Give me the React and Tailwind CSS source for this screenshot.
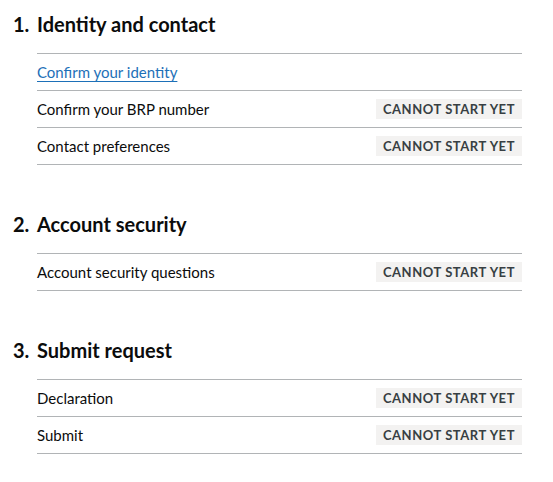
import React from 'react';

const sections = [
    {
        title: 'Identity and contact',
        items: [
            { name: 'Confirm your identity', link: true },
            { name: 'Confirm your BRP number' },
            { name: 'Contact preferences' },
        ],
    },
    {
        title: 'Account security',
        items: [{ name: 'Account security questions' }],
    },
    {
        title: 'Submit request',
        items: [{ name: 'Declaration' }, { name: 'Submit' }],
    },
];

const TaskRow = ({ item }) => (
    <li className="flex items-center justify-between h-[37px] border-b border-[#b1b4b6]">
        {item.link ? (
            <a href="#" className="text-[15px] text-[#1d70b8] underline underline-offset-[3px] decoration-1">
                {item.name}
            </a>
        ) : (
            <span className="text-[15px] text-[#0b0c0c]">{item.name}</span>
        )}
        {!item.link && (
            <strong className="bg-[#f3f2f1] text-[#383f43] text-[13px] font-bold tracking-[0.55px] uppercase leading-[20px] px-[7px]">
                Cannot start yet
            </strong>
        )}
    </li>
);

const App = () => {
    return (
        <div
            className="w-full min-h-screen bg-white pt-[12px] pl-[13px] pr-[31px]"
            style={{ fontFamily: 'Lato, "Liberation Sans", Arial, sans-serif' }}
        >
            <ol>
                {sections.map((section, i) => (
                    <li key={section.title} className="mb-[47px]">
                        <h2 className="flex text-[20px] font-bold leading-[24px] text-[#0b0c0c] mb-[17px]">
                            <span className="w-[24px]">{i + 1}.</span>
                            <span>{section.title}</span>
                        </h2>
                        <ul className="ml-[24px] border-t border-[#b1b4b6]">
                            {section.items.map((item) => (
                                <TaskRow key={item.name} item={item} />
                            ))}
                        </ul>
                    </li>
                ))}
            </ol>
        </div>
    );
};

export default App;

Given instruction
Repeat only the lines between the start of the data and the line with "import React from 'react';", including those two lines, and skip the pictures.

Task answer
Give me the React and Tailwind CSS source for this screenshot.
import React from 'react';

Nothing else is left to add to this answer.